What is being asked
Keep only the lines of the data below that contain "React", and copy them.

──────── Dataset section

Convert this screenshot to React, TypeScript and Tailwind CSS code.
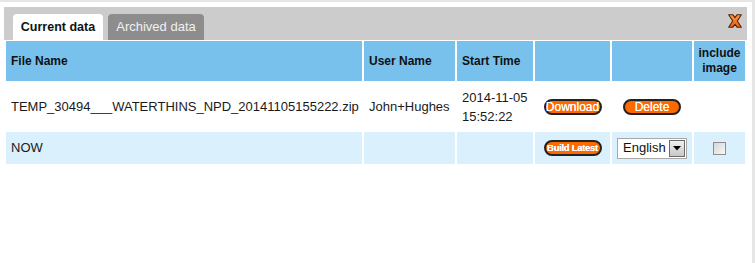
import React from "react";

const font = { fontFamily: '"Liberation Sans", Arial, sans-serif' };

function OrangeButton({ children, small }: { children: React.ReactNode; small?: boolean }) {
  return (
    <div
      className={
        "flex h-[16px] w-[58px] items-center justify-center rounded-[8px] border-2 border-[#222] bg-[#ff6a00] leading-none text-white [text-shadow:0_0_0.4px_#fff] " +
        (small ? "text-[9.5px] font-bold tracking-[-0.3px]" : "text-[12px]")
      }
    >
      {children}
    </div>
  );
}

function CloseIcon() {
  return (
    <svg width="14" height="14" viewBox="0 0 14 14">
      <defs>
        <linearGradient id="xg" x1="0" y1="0" x2="0" y2="1">
          <stop offset="0" stopColor="#ff9a4a" />
          <stop offset="1" stopColor="#e85a10" />
        </linearGradient>
      </defs>
      <polygon
        points="0.7,0.7 4.8,0.7 7,3.6 9.2,0.7 13.3,0.7 9.3,7 13.3,13.3 9.2,13.3 7,10.4 4.8,13.3 0.7,13.3 4.7,7"
        fill="url(#xg)"
        stroke="#5a2300"
        strokeWidth="1.1"
        strokeLinejoin="round"
      />
    </svg>
  );
}

function Select() {
  return (
    <div className="flex h-[21px] w-[70px] items-stretch border border-[#a8a8a8] bg-white">
      <div className="flex flex-1 items-center pl-[5px] text-[13px] text-[#111]">English</div>
      <div className="m-[1px] flex w-[16px] items-center justify-center border border-[#6b6b6b] bg-gradient-to-b from-[#f0f0f0] to-[#c8c8c8]">
        <svg width="8" height="5" viewBox="0 0 8 5">
          <polygon points="0,0 8,0 4,4.5" fill="#000" />
        </svg>
      </div>
    </div>
  );
}

export default function App() {
  const headCell = "flex items-center bg-[#79c1ed] px-[5px] text-[12px] font-bold text-[#111]";
  const row2 = "flex items-center bg-[#dbf0fd] px-[5px] text-[13px] text-[#1a1a1a]";
  return (
    <div
      className="h-[263px] w-[755px] overflow-hidden border-t-2 border-r-[3px] border-[#e6e6e6] bg-white"
      style={font}
    >
      <div className="ml-[4px] mr-[5px] mt-[5px]">
        <div className="flex h-[33px] items-end justify-between bg-[#cccccc] pl-[9px] pr-[5px]">
          <div className="flex items-end gap-[5px]">
            <div className="flex h-[26px] w-[90px] items-center justify-center rounded-t-[4px] bg-white text-[12.5px] font-bold text-[#111]">
              Current data
            </div>
            <div className="flex h-[26px] w-[96px] items-center justify-center rounded-t-[4px] bg-[#8d8d8d] text-[13px] text-[#f0f0f0]">
              Archived data
            </div>
          </div>
          <div className="mb-[12px]">
            <CloseIcon />
          </div>
        </div>
        <div className="mt-[1px] grid grid-cols-[356px_91px_76px_75px_80px_51px] grid-rows-[40px_47px_32px] gap-[2px] px-[2px]">
          <div className={headCell}>File Name</div>
          <div className={headCell}>User Name</div>
          <div className={headCell}>Start Time</div>
          <div className={headCell}></div>
          <div className={headCell}></div>
          <div className={headCell + " justify-center text-center leading-[15px]"}>
            include
            <br />
            image
          </div>

          <div className="flex items-center px-[5px] text-[13px] text-[#1a1a1a]">
            TEMP_30494___WATERTHINS_NPD_20141105155222.zip
          </div>
          <div className="flex items-center px-[5px] text-[13px] text-[#1a1a1a]">John+Hughes</div>
          <div className="flex items-center px-[5px] text-[13px] leading-[19px] text-[#1a1a1a]">
            <div>
              2014-11-05
              <br />
              15:52:22
            </div>
          </div>
          <div className="flex items-center justify-center">
            <OrangeButton>Download</OrangeButton>
          </div>
          <div className="flex items-center justify-center">
            <OrangeButton>Delete</OrangeButton>
          </div>
          <div></div>

          <div className={row2}>NOW</div>
          <div className={row2}></div>
          <div className={row2}></div>
          <div className={row2 + " justify-center px-0"}>
            <OrangeButton small>Build Latest</OrangeButton>
          </div>
          <div className={row2 + " justify-center px-0"}>
            <Select />
          </div>
          <div className={row2 + " justify-center px-0"}>
            <div className="h-[13px] w-[13px] border border-[#8e8e8e] bg-gradient-to-br from-[#d6d6d6] to-[#f8f8f8]"></div>
          </div>
        </div>
      </div>
    </div>
  );
}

────────────────

Output
Convert this screenshot to React, TypeScript and Tailwind CSS code.
import React from "react";
function OrangeButton({ children, small }: { children: React.ReactNode; small?: boolean }) {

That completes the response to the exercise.